If somebody told me last year I would be halfway through my first pregnancy in 2020, alongside a global pandemic, and I might have to give birth without my partner - there is absolutely no way I would have believed them. I don’t think anyone would!
For many people, it has been - and continues to be - a scary time. When lockdown first happened, I had two months left of my pregnancy. I was very anxious at the beginning; as we didn’t really know what the risks were, and as a precaution. pregnant women were put into the high risk category. Suddenly, overnight I went from thinking I wasn’t really at risk to worrying if my unborn baby was in danger.
Once we started to get more official medical information around transmission and how to protect ourselves and our home, I started to settle into it, as there was nothing else to do. Lockdown meant that I could ease away from work earlier than I first anticipated, which meant I could really start to nest and get ready for the arrival of our gorgeous little girl.
With Sienna being our first child, I of course envisioned my loved ones being able to visit us in hospital after the birth. But sadly this wasn't going to be the case. In order to keep everyone - including other patients and the amazing hospital staff - safe, we had to adhere to the hospital regulations. Although that upset me a bit, I was far more distressed to be told two weeks before the birth that Hugo (my husband) wouldn’t be able to stay or visit me in hospital while I recovered from the C-Section. Luckily, he was present at the birth, which we were very grateful for as I know a lot of other parents weren't given this opportunity.
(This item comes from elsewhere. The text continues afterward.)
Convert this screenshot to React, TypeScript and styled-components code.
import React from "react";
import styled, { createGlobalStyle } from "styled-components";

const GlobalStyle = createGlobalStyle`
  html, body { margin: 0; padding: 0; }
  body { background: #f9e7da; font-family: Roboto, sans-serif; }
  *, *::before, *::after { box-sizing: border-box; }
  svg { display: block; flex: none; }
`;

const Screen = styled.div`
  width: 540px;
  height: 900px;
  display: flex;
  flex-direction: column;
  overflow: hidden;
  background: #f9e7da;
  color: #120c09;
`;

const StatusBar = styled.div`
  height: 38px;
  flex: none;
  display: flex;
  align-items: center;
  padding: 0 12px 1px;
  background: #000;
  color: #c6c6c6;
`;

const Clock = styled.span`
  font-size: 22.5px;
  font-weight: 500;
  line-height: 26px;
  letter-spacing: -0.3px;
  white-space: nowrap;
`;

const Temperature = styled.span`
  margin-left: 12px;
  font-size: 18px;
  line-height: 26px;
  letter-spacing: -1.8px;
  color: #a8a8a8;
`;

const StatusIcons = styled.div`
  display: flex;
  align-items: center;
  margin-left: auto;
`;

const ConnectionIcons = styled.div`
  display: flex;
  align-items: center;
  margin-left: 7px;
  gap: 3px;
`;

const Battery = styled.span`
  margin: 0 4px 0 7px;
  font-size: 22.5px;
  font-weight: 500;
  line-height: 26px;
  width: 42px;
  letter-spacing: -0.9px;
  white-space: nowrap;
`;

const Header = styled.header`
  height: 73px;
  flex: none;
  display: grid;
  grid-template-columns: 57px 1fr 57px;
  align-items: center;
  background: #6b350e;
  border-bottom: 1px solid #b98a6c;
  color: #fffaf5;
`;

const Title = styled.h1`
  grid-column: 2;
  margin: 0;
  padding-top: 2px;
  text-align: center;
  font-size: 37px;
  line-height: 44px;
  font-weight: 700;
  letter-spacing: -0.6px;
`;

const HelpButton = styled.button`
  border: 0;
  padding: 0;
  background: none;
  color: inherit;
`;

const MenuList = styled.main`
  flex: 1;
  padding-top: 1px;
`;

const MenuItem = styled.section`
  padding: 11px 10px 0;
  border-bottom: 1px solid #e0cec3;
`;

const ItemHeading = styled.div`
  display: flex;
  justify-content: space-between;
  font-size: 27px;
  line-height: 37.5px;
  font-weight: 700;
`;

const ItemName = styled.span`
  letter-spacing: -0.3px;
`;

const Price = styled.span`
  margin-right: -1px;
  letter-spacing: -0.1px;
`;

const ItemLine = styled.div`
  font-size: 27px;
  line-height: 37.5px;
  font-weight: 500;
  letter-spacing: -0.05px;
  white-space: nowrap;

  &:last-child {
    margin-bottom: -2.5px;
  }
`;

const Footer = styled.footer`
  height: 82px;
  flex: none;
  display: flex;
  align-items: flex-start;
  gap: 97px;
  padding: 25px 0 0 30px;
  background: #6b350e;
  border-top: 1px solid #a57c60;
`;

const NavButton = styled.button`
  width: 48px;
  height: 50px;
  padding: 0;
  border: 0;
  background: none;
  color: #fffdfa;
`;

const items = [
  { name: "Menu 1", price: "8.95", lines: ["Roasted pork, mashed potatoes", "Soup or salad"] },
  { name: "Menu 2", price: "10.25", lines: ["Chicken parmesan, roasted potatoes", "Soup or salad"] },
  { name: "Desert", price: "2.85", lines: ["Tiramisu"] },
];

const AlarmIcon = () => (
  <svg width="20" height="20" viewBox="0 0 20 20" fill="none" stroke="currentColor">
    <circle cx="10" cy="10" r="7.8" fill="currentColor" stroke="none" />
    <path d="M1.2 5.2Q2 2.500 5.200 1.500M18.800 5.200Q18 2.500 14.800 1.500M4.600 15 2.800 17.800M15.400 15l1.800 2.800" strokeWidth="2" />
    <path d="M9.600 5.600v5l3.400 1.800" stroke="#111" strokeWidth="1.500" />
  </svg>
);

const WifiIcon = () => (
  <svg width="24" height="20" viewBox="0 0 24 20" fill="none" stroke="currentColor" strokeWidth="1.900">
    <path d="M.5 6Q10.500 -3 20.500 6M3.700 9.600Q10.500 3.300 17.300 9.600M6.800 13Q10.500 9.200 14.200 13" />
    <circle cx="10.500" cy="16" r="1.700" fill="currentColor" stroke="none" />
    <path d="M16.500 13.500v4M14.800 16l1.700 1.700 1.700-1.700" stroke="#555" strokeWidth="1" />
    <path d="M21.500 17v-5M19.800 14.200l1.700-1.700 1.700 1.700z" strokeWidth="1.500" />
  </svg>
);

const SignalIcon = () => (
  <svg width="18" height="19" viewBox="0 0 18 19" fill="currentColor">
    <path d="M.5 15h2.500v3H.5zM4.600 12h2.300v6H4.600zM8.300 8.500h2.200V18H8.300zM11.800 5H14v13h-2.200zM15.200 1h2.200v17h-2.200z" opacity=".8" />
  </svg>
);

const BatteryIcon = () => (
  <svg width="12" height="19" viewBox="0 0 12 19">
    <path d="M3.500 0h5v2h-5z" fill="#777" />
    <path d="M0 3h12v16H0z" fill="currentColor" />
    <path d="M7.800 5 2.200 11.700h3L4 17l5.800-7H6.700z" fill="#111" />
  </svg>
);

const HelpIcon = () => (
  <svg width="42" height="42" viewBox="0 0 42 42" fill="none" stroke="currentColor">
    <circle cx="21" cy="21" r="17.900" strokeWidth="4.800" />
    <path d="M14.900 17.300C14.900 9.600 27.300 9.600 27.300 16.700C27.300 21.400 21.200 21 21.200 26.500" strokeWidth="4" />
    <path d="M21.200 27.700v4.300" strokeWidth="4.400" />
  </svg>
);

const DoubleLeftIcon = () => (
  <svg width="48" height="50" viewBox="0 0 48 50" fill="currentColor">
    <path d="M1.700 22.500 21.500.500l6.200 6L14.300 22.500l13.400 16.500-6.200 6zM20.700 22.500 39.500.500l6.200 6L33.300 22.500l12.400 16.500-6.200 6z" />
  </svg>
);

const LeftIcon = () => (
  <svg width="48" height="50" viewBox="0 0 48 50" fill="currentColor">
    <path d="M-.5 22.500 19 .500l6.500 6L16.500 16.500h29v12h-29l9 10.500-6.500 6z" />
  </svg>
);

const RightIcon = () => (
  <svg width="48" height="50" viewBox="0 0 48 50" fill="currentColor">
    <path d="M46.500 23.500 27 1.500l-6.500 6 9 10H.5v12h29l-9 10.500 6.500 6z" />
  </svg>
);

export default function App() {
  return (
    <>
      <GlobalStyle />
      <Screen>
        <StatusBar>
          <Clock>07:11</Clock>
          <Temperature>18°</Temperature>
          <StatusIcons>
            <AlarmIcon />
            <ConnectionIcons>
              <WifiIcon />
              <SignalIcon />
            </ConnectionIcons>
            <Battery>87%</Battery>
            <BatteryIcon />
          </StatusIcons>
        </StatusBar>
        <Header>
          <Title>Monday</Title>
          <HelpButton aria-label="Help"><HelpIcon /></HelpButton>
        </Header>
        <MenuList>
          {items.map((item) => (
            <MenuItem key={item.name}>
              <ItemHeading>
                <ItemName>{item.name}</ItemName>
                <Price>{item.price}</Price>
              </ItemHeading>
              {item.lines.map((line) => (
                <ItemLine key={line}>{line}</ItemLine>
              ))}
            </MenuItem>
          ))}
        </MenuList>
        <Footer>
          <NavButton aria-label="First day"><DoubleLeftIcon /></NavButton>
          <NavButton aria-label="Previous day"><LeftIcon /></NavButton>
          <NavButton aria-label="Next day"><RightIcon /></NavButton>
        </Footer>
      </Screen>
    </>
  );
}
Although we had these very unnatural restrictions and obstacles the doctors, nurses and midwives were incredible and overall it was a really positive birth experience. I was very calm and organised with my diffuser, essential oils and a classical playlist creating a calm environment before I waddled into the theatre. I was freaked out at the thought of being awake during surgery and I thought I'd be really nervous beforehand - but on the day, something took over. I felt calm - and so excited to meet Sienna. The birth happened really quickly. Sienna was breech and the first time I was aware she had been born was when I heard my obstetrician laughing because she came out bottom first and did a wee in the air!
Thank God for modern technology – although I was in the hospital for a few days on my own, I constantly kept in touch with Hugo and my family so I didn’t really ever feel too lonely. And, at the same time, it was also nice to be completely focused on Sienna - I was trying to get the hang of breastfeeding, which is really quite tricky in the beginning. I also, probably a little bit selfishly, loved having our own time before the big world infiltrated our bubble.
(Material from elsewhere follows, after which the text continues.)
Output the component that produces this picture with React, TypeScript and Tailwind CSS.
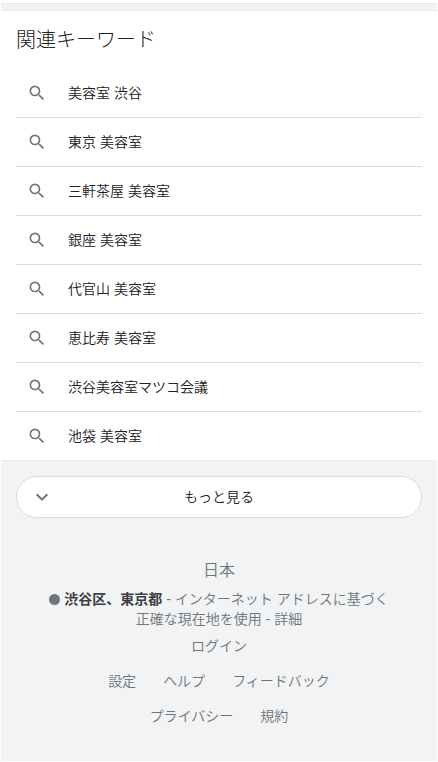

It was a few weeks before my parents and close friends first saw Sienna. It’s so surreal when your loved ones meets your baby for the first time - it makes it feel so much more real. But, being completely honest, I think the lockdown restrictions worked in my favour - because I really didn’t want to have to put a brave face on when having visitors.
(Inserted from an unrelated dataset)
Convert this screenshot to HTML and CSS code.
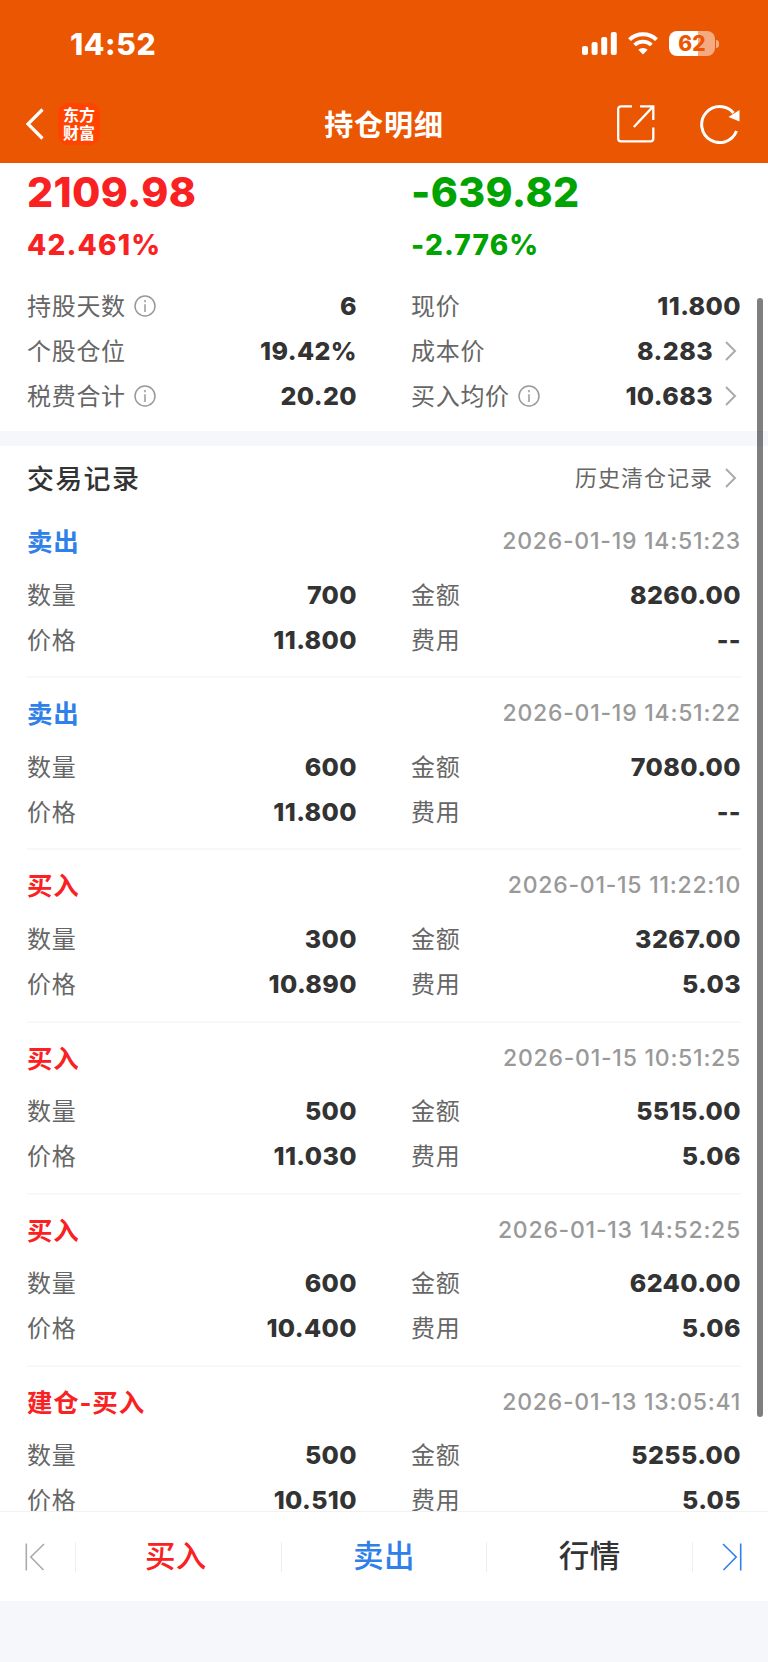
FILE: index.html
```html
<!DOCTYPE html>
<html lang="zh-CN">
<head>
    <meta charset="UTF-8">
    <meta name="viewport" content="width=device-width, initial-scale=1.0">
    <title>持仓明细</title>
    <link rel="stylesheet" href="styles.css">
</head>
<body>
    <header class="header">
        <div class="status-bar">
            <span class="time">14:52</span>
            <div class="status-icons">
                <svg class="signal" width="36" height="24" viewBox="0 0 36 24" fill="#fff">
                    <rect x="0" y="14" width="6" height="9" rx="2"/>
                    <rect x="9.6" y="10" width="6" height="13" rx="2"/>
                    <rect x="19.2" y="5" width="6" height="18" rx="2"/>
                    <rect x="28.8" y="0" width="6" height="23" rx="2"/>
                </svg>
                <svg class="wifi" width="30" height="23" viewBox="0 0 30 23" fill="none" stroke="#fff">
                    <path d="M1.5 7.6a19.5 19.5 0 0 1 27 0" stroke-width="4"/>
                    <path d="M6.6 13a12 12 0 0 1 16.8 0" stroke-width="3.8"/>
                    <path d="M15 22.6l-4.7-4.8a6.8 6.8 0 0 1 9.4 0z" fill="#fff" stroke="none"/>
                </svg>
                <div class="battery"><span>62</span></div>
                <i class="battery-tip"></i>
            </div>
        </div>
        <div class="nav">
            <div class="nav-left">
                <svg width="19" height="32" viewBox="0 0 19 32" fill="none" stroke="#fff" stroke-width="3.2">
                    <path d="M17.5 1.5L3 16l14.5 14.5"/>
                </svg>
                <div class="logo">东方<br>财富</div>
            </div>
            <h1>持仓明细</h1>
            <div class="nav-right">
                <svg width="40" height="40" viewBox="0 0 40 40" fill="none" stroke="#fff" stroke-width="2.3">
                    <path d="M16 2.3H5a2.8 2.8 0 0 0-2.8 2.8V34.5a2.8 2.8 0 0 0 2.8 2.8H34.5a2.8 2.8 0 0 0 2.8-2.8V23.5M24 2.3H37.3V16M37 2.6L17.8 23"/>
                </svg>
                <svg width="42" height="40" viewBox="0 0 42 40" fill="none" stroke="#fff" stroke-width="3">
                    <path d="M37.5 27a18 18 0 1 1-3-18"/>
                    <path d="M40.5 6v11.5L29.5 13z" fill="#fff" stroke="none"/>
                </svg>
            </div>
        </div>
    </header>

    <main class="content">
        <section class="summary">
            <div class="grid profit">
                <div class="red"><p class="amount">2109.98</p><p class="percent">42.461%</p></div>
                <div class="green"><p class="amount">-639.82</p><p class="percent">-2.776%</p></div>
            </div>
            <div class="grid">
                <div class="item"><span>持股天数</span><svg class="info" viewBox="0 0 22 22"><circle cx="11" cy="11" r="10"/><path d="M11 9.3V17M11 5v2.3"/></svg><b>6</b></div>
                <div class="item"><span>现价</span><b>11.800</b></div>
                <div class="item"><span>个股仓位</span><b>19.42%</b></div>
                <div class="item"><span>成本价</span><b>8.283</b><svg class="arrow" viewBox="0 0 12 20"><path d="M1 1l9 9-9 9"/></svg></div>
                <div class="item"><span>税费合计</span><svg class="info" viewBox="0 0 22 22"><circle cx="11" cy="11" r="10"/><path d="M11 9.3V17M11 5v2.3"/></svg><b>20.20</b></div>
                <div class="item"><span>买入均价</span><svg class="info" viewBox="0 0 22 22"><circle cx="11" cy="11" r="10"/><path d="M11 9.3V17M11 5v2.3"/></svg><b>10.683</b><svg class="arrow" viewBox="0 0 12 20"><path d="M1 1l9 9-9 9"/></svg></div>
            </div>
        </section>

        <section class="records">
            <div class="records-title">
                <h2>交易记录</h2>
                <a class="history"><span>历史清仓记录</span><svg class="arrow" viewBox="0 0 12 20"><path d="M1 1l9 9-9 9"/></svg></a>
            </div>

            <div class="record">
                <div class="record-head"><h3 class="blue">卖出</h3><time>2026-01-19 14:51:23</time></div>
                <div class="grid">
                    <div class="item"><span>数量</span><b>700</b></div>
                    <div class="item"><span>金额</span><b>8260.00</b></div>
                    <div class="item"><span>价格</span><b>11.800</b></div>
                    <div class="item"><span>费用</span><b>--</b></div>
                </div>
            </div>
            <div class="record">
                <div class="record-head"><h3 class="blue">卖出</h3><time>2026-01-19 14:51:22</time></div>
                <div class="grid">
                    <div class="item"><span>数量</span><b>600</b></div>
                    <div class="item"><span>金额</span><b>7080.00</b></div>
                    <div class="item"><span>价格</span><b>11.800</b></div>
                    <div class="item"><span>费用</span><b>--</b></div>
                </div>
            </div>
            <div class="record">
                <div class="record-head"><h3 class="red">买入</h3><time>2026-01-15 11:22:10</time></div>
                <div class="grid">
                    <div class="item"><span>数量</span><b>300</b></div>
                    <div class="item"><span>金额</span><b>3267.00</b></div>
                    <div class="item"><span>价格</span><b>10.890</b></div>
                    <div class="item"><span>费用</span><b>5.03</b></div>
                </div>
            </div>
            <div class="record">
                <div class="record-head"><h3 class="red">买入</h3><time>2026-01-15 10:51:25</time></div>
                <div class="grid">
                    <div class="item"><span>数量</span><b>500</b></div>
                    <div class="item"><span>金额</span><b>5515.00</b></div>
                    <div class="item"><span>价格</span><b>11.030</b></div>
                    <div class="item"><span>费用</span><b>5.06</b></div>
                </div>
            </div>
            <div class="record">
                <div class="record-head"><h3 class="red">买入</h3><time>2026-01-13 14:52:25</time></div>
                <div class="grid">
                    <div class="item"><span>数量</span><b>600</b></div>
                    <div class="item"><span>金额</span><b>6240.00</b></div>
                    <div class="item"><span>价格</span><b>10.400</b></div>
                    <div class="item"><span>费用</span><b>5.06</b></div>
                </div>
            </div>
            <div class="record">
                <div class="record-head"><h3 class="red">建仓-买入</h3><time>2026-01-13 13:05:41</time></div>
                <div class="grid">
                    <div class="item"><span>数量</span><b>500</b></div>
                    <div class="item"><span>金额</span><b>5255.00</b></div>
                    <div class="item"><span>价格</span><b>10.510</b></div>
                    <div class="item"><span>费用</span><b>5.05</b></div>
                </div>
            </div>
        </section>
        <div class="scrollbar"></div>
    </main>

    <footer class="tab-bar">
        <div class="tab-side">
            <svg class="prev" width="20" height="28" viewBox="0 0 20 28"><path d="M1.3 .5v27M19 1L5.8 14 18.5 27"/></svg>
        </div>
        <div class="tab tab-buy red">买入</div>
        <div class="tab blue">卖出</div>
        <div class="tab">行情</div>
        <div class="tab-side">
            <svg class="next" width="20" height="28" viewBox="0 0 20 28"><path d="M18.7 .5v27M1 1l13.2 13L1.5 27"/></svg>
        </div>
    </footer>
</body>
</html>
```
FILE: styles.css
```css
* {
    box-sizing: border-box;
    margin: 0;
    padding: 0;
}

body {
    display: flex;
    flex-direction: column;
    height: 1662px;
    font-family: Inter, "Noto Sans CJK SC", sans-serif;
    background: #f5f7fa;
    color: #333;
    overflow: hidden;
}

.red {
    color: #f92121;
}

.green {
    color: #00a300;
}

.blue {
    color: #2f80e8;
}

/* header */
.header {
    flex: none;
    height: 163px;
    background: #eb5602;
    color: #fff;
}

.status-bar {
    display: flex;
    justify-content: space-between;
    height: 87px;
    padding: 0 49px 0 70px;
    align-items: center;
}

.time {
    font-size: 30px;
    font-weight: 800;
    letter-spacing: 0.6px;
}

.status-icons {
    display: flex;
    align-items: center;
}

.wifi {
    margin: 0 11px 0 10px;
}

.battery {
    width: 46px;
    height: 25px;
    border-radius: 8px;
    background: linear-gradient(90deg, #fff 62%, #f5ab81 62%);
    color: #eb5602;
    font-size: 21px;
    font-weight: 800;
    line-height: 25px;
    text-align: center;
}

.battery-tip {
    width: 3px;
    height: 8px;
    margin-left: 1px;
    border-radius: 0 4px 4px 0;
    background: #f5ab81;
}

.nav {
    display: grid;
    grid-template-columns: 1fr auto 1fr;
    align-items: center;
    height: 76px;
    padding: 0 27px 2px 25px;
}

.nav-left {
    display: flex;
    align-items: center;
    gap: 14px;
}

.logo {
    width: 42px;
    height: 42px;
    padding-top: 2px;
    border-radius: 10px;
    background: #ff4300;
    font-family: "Noto Sans CJK SC", sans-serif;
    font-size: 16px;
    font-weight: 700;
    line-height: 18px;
    text-align: center;
}

.nav h1 {
    padding: 0 0 2px 2px;
    font-size: 29px;
    font-weight: 700;
    letter-spacing: 0.9px;
}

.nav-right {
    display: flex;
    justify-content: flex-end;
    gap: 43px;
}

/* position data */
.content {
    position: relative;
    flex: 1;
    min-height: 0;
    overflow: hidden;
    background: #fff;
}

.summary {
    height: 283px;
    padding: 4px 27px 0;
    border-bottom: 15px solid #f5f7fa;
}

.grid {
    display: grid;
    grid-template-columns: 1fr 1fr;
    column-gap: 54px;
}

.profit {
    height: 116px;
}

.amount {
    font-size: 41px;
    font-weight: 800;
    line-height: 50px;
    letter-spacing: 0.4px;
}

.percent {
    font-size: 28px;
    font-weight: 800;
    line-height: 56px;
    letter-spacing: 1.2px;
}

.item {
    display: flex;
    align-items: center;
    height: 45px;
}

.item span {
    padding-bottom: 3px;
    color: #666;
    font-size: 24px;
    letter-spacing: 0.7px;
}

.item b {
    margin-left: auto;
    font-size: 25px;
    font-weight: 800;
    letter-spacing: 0.4px;
}

.info {
    width: 22px;
    height: 22px;
    margin-left: 8px;
    fill: none;
    stroke: #999;
    stroke-width: 1.5;
}

.arrow {
    width: 12px;
    height: 20px;
    margin: 0 4px 0 12px;
    fill: none;
    stroke: #aaa;
    stroke-width: 2;
}

/* trade records */
.records {
    padding: 0 27px;
}

.records-title {
    display: flex;
    justify-content: space-between;
    align-items: center;
    height: 60px;
    padding-top: 3px;
}

.records-title h2 {
    font-size: 27px;
    font-weight: 500;
    letter-spacing: 1.3px;
}

.history {
    display: flex;
    align-items: center;
    color: #666;
    font-size: 22px;
    letter-spacing: 1px;
}

.history span {
    padding-bottom: 3px;
}

.record {
    height: 172.2px;
    border-bottom: 2px solid #f8f8f9;
}

.record-head {
    display: flex;
    justify-content: space-between;
    align-items: center;
    height: 66px;
    padding-top: 4px;
}

.record-head h3 {
    padding-bottom: 3px;
    font-size: 25.5px;
    font-weight: 700;
    letter-spacing: 0.8px;
}

.record-head time {
    color: #999;
    font-size: 23px;
    font-weight: 500;
    letter-spacing: 0.75px;
}

.scrollbar {
    position: absolute;
    top: 135px;
    right: 5px;
    width: 6px;
    height: 1119px;
    border-radius: 3px;
    background: rgba(0, 0, 0, 0.5);
}

/* bottom bar */
.tab-bar {
    display: flex;
    align-items: center;
    flex: none;
    height: 90px;
    margin-bottom: 61px;
    border-top: 1px solid #f2f2f2;
    background: #fff;
}

.tab-side {
    display: flex;
    justify-content: center;
    width: 75px;
}

.tab-side svg {
    fill: none;
    stroke-width: 1.6;
}

.prev {
    margin-right: 5px;
    stroke: #aaa;
}

.next {
    margin-left: 2px;
    stroke: #2f80ed;
}

.tab {
    flex: 1;
    height: 30px;
    border-left: 1px solid #eee;
    font-size: 30.5px;
    font-weight: 500;
    line-height: 28px;
    letter-spacing: 0.4px;
    text-align: center;
}

.tab-buy {
    text-indent: -5px;
}

.tab:nth-child(4) {
    border-right: 1px solid #eee;
}
```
As a new mum, everyone expects you to be so radiant and happy - but as I recently mentioned on Instagram, for about six weeks, I really struggled with the baby blues. They kicked in three days following the birth, with all the hormonal changes that happen and are heightened with breastfeeding. Other mums warned me that I might feel a bit tearful in those days, but nothing prepared me for how confusing that period of time would be.
I kept thinking 'here I am: I've got this beautiful baby, I've got this amazing husband - and we're so lucky.' I was asking myself, ‘why am I sad?’ And then, when you feel guilty for these feelings, you find yourself getting into a real cycle. Hugo found it really hard to see me cry, because, obviously, the first thing you want to do when someone you love is upset is to try and fix it. But, once he understood that it would pass, he was really good at either giving me a hug, or giving me the space I needed. I was very selective with who I told, but other friends who are mums and had been through similar things were really supportive.
Of course, I also worried that it could be a bigger problem, and I might be potentially developing post-natal depression. After three weeks of ups and downs, I spoke to my obstetrician, who explained it was probably just my hormones. By keeping a diary I could keep a track of how I felt, and once I got to the six week mark, I could see that there were less days where I was feeling so sad which instantly made me feel more positive and in control.
Sharing my experiences on Instagram, at a time when I feel ready, is not only cathartic for me but it’s a great way to share with others who might be going through the same thing. Baby blues is a hard topic for women and their partners to speak about. I think by being more honest about these experiences, it helps everyone feel less alienated. When I did post about having the baby blues, the response was overwhelming - it made me tearful looking through the comments. So many mothers understood, and others were sharing their own advice for dealing with the difficult time which was incredible.
I’ve been looking through memories with Sienna this morning - I can’t believe she’s six months old now! Even though I was emotional, the first few days where everything was so new were really special and beautiful. I’m now really, really looking forward to our first Christmas as a family this year. I’ll be cooking turkey with all the trimmings - and hopefully, if the restrictions are eased, I’ll be able to have a small group of family round. I’m going to have to stop myself from turning the house into a Grotto. After the year we’ve all had, I think Christmas is just what we need!